3.    Executive may exercise his stock options that are vested as of the
      termination date. Vested options may be exercised at any time prior to the
      earlier of the expiration date or the expiration of 90 days from the date
      of termination as described in the Financial Institutions, Inc. Management
      Stock Incentive Plan. As provided in Paragraph 4.4.3 of that certain
      Employment Agreement between Executive and the Bank dated as of December
      1, 2000 and amended in June 2001 (the "Employment Agreement") and subject
      to applicable Company policies and procedures, Executive may elect to
      surrender to the Company his rights in any options held by him and, upon
      that surrender, be paid by the Company an amount in cash equal to the

<PAGE>

      spread between the exercise price of the options and the value of Company
      stock purchasable thereunder as of the Termination Date, as provided in
      more detail in the Employment Agreement.

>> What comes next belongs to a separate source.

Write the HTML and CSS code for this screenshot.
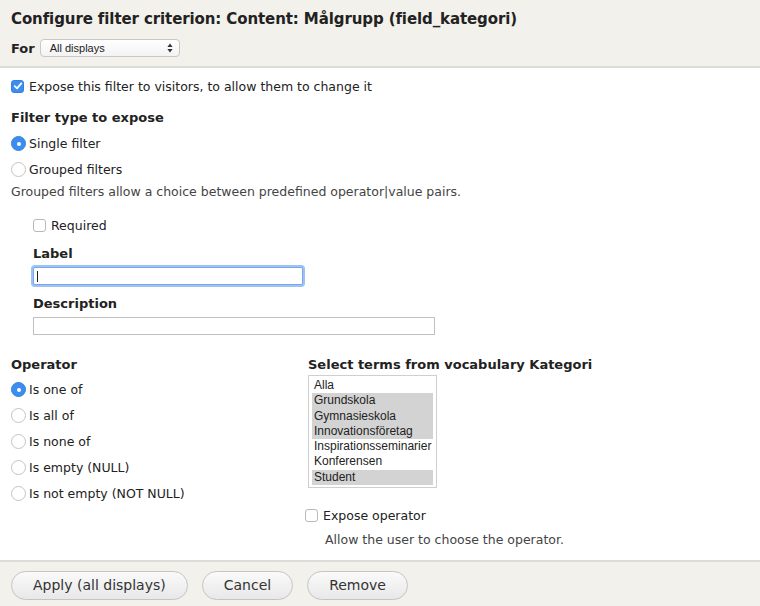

4.    Immediately upon the Termination Date, Executive shall deliver to the
      Company or to the Bank, as directed by the Company, all copies of data and
      information, including, without limitation, all notes, reference
      materials, sketches, diagrams, reproductions, memoranda, documentation and
      notebooks, reports, computer programs, and all other materials and copies
      thereof (including computer disks and other electronic media) relating in
      any way to the business of the Bank and/or the Company in any way obtained
      by Executive during the period of his employment with the Bank and the
      Company and by his service as a director of the Bank and of the Company.
      The Bank's and the Company's property shall belong exclusively to the Bank
      and the Company and shall be delivered to the Company or to the Bank, as
      directed by the Company, immediately upon termination of Executive's
      employment with the Bank and the Company.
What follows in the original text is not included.